Palmarejo
- Interactive map of Palmarejo
- Address: Los Alcarrizos Dominican Republic
- Location: Palmarejo-Villa Linda
- Coordinates: 18°32′25″N 70°00′35″W﻿ / ﻿18.540388°N 70.0096829°W
- Operator: Federación Dominicana de Deportes Ecuestres
- Capacity: 1,050
- Field size: 1,053 m^{2}

Construction
- Built: 2003
- Cost: RD$ 97 million

= Centro Ecuestre Palmarejo =

Equestrian center in Palmarejo-Villa Linda, Los Alcarrizos, Dominican Republic

The Centro Ecuestre Palmarejo is an equestrian sport venue located in the Palmarejo-Villa Linda municipal district, Los Alcarrizos, Santo Domingo Province, Dominican Republic. The venue is operated by the Dominican Federation of Equestrian Sports all year round.

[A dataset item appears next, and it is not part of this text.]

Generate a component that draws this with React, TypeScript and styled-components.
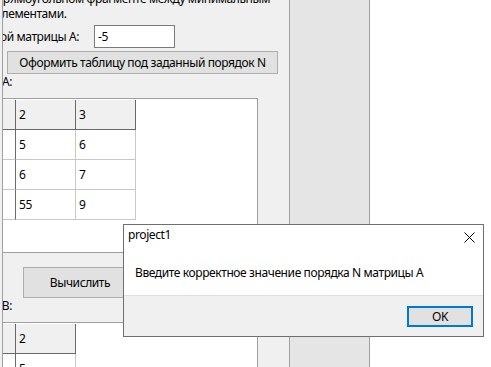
import React from "react";
import styled, { createGlobalStyle } from "styled-components";

/* global */

const GlobalStyle = createGlobalStyle`
  html, body {
    margin: 0;
    padding: 0;
  }
  body {
    font-family: "Noto Sans", "Liberation Sans", sans-serif;
    font-size: 12px;
    letter-spacing: -0.4px;
    color: #000;
    background: #fff;
  }
  * {
    box-sizing: border-box;
  }
`;

/* main window */

const Screen = styled.div`
  position: relative;
  display: flex;
  width: 491px;
  height: 367px;
  overflow: hidden;
  background: #fff;
`;

const Gutter = styled.div`
  flex: none;
  width: 2px;
  background: #f0f0f0;
`;

const ScrollBox = styled.div`
  flex: none;
  width: 288px;
  display: flex;
  flex-direction: column;
  align-items: flex-start;
  background: #f0f0f0;
  border-left: 1px solid #a0a0a0;
  border-right: 1px solid #a0a0a0;
  overflow: hidden;

  & > * {
    flex: none;
  }
`;

const SidePanel = styled.div`
  flex: none;
  width: 80px;
  background: #e5e5e5;
  border-right: 1px solid #a0a0a0;
`;

const WhiteArea = styled.div`
  flex: 1;
  background: #fff;
`;

const Description = styled.div`
  margin-top: -9px;
`;

const Line = styled.div<{ $indent: number }>`
  margin-left: -${(p) => p.$indent}px;
  line-height: 15px;
  white-space: nowrap;
`;

// caption whose left part is scrolled out of view
const Caption = styled.div<{ $width: number }>`
  display: flex;
  justify-content: flex-end;
  width: ${(p) => p.$width}px;
  height: 15px;
  overflow: hidden;
  line-height: 15px;
  white-space: nowrap;
`;

const InputRow = styled.div`
  display: flex;
  align-items: center;
  gap: 15px;
  height: 23px;
  margin-top: 4px;
`;

const TextInput = styled.input`
  width: 81px;
  height: 23px;
  padding: 0 3px;
  border: 1px solid #7a7a7a;
  background: #fff;
  font: inherit;
  letter-spacing: inherit;
  color: #000;
  outline: none;
`;

const Button = styled.button<{ $width: number; $height: number; $left: number; $top: number }>`
  width: ${(p) => p.$width}px;
  height: ${(p) => p.$height}px;
  margin-left: ${(p) => p.$left}px;
  margin-top: ${(p) => p.$top}px;
  padding: 0;
  background: #e1e1e1;
  border: 1px solid #adadad;
  font: inherit;
  letter-spacing: inherit;
  color: #000;
  white-space: nowrap;
`;

/* string grid */

const Grid = styled.div<{ $top: number }>`
  width: 304px;
  height: 155px;
  margin-left: -49px;
  margin-top: ${(p) => p.$top}px;
  padding: 1px;
  background: #fff;
  border: 1px solid #a0a0a0;
`;

const GridRow = styled.div`
  display: flex;
`;

const Cell = styled.div<{ $fixed?: boolean; $header?: boolean }>`
  width: 60px;
  height: 30px;
  padding-left: 3px;
  line-height: 29px;
  background: ${(p) => (p.$header ? "#f0f0f0" : "#fff")};
  border-right: 1px solid ${(p) => (p.$header || p.$fixed ? "#696969" : "#c8c8c8")};
  border-bottom: 1px solid ${(p) => (p.$header ? "#696969" : "#c8c8c8")};
`;

/* message box */

const Dialog = styled.div`
  position: absolute;
  left: 123px;
  top: 224px;
  width: 361px;
  height: 113px;
  display: flex;
  flex-direction: column;
  background: #fff;
  border: 1px solid #6f6f6f;
`;

const TitleBar = styled.div`
  display: flex;
  justify-content: space-between;
  height: 30px;
  padding: 2px 8px 0 4px;
  line-height: 15px;
`;

const CloseIcon = styled.svg`
  margin-top: 5px;
`;

const Message = styled.div`
  height: 40px;
  padding: 10px 0 0 11px;
  line-height: 15px;
`;

const Footer = styled.div`
  flex: 1;
  display: flex;
  justify-content: flex-end;
  padding: 10px 10px 0 0;
  background: #f0f0f0;
  border-top: 1px solid #dfdfdf;
`;

const OkButton = styled.button`
  width: 66px;
  height: 21px;
  padding: 0;
  background: #e1e1e1;
  border: 2px solid #0078d7;
  font: inherit;
  letter-spacing: inherit;
  color: #000;
`;

const gridA = [
  ["", "2", "3"],
  ["", "5", "6"],
  ["", "6", "7"],
  ["", "55", "9"],
];

const gridB = [
  ["", "2"],
  ["", "5"],
  ["", "6"],
  ["", "55"],
];

const StringGrid: React.FC<{ rows: string[][]; top: number }> = ({ rows, top }) => (
  <Grid $top={top}>
    {rows.map((row, r) => (
      <GridRow key={r}>
        {row.map((value, c) => (
          <Cell key={c} $header={r === 0} $fixed={c === 0}>
            {value}
          </Cell>
        ))}
      </GridRow>
    ))}
  </Grid>
);

const App: React.FC = () => {
  return (
    <Screen>
      <GlobalStyle />
      <Gutter />
      <ScrollBox>
        <Description>
          <Line $indent={7}>прямоугольном фрагменте между минимальным</Line>
          <Line $indent={7}>элементами.</Line>
        </Description>

        <InputRow>
          <Caption $width={76}>Порядок квадратной матрицы А:</Caption>
          <TextInput defaultValue="-5" readOnly />
        </InputRow>

        <Button $width={271} $height={23} $left={4} $top={3}>
          Оформить таблицу под заданный порядок N
        </Button>

        <Caption $width={9}>Матрица А:</Caption>
        <StringGrid rows={gridA} top={9} />

        <Button $width={114} $height={31} $left={20} $top={14}>
          Вычислить
        </Button>

        <Caption $width={9}>Матрица В:</Caption>
        <StringGrid rows={gridB} top={9} />
      </ScrollBox>
      <SidePanel />
      <WhiteArea />

      <Dialog>
        <TitleBar>
          <span>project1</span>
          <CloseIcon width="11" height="11" viewBox="0 0 11 11">
            <path d="M0.5 0.5 L10.5 10.5 M10.5 0.5 L0.5 10.5" stroke="#000" strokeWidth="1" />
          </CloseIcon>
        </TitleBar>
        <Message>Введите корректное значение порядка N матрицы А</Message>
        <Footer>
          <OkButton>OK</OkButton>
        </Footer>
      </Dialog>
    </Screen>
  );
};

export default App;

It was constructed in 2003 for the Pan American Games. In 2005, the National Federation hosted in this complex, the FEI World Dressage Challenge and opened an equestrian school in 2011, after having made renovations to the facilities. The venue was again renovated to host the equestrian competitions of the 2023 Central American and Caribbean Games, meant to be held in San Salvador and holding for the first time at the regional games, an eventing competition. This venue will also host the 2026 Central American and Caribbean Games.

It is comprised by offices for the Dominican Republic Equestrian Sports Federation, cafeteria, press area, 96 stables and veterian clinics.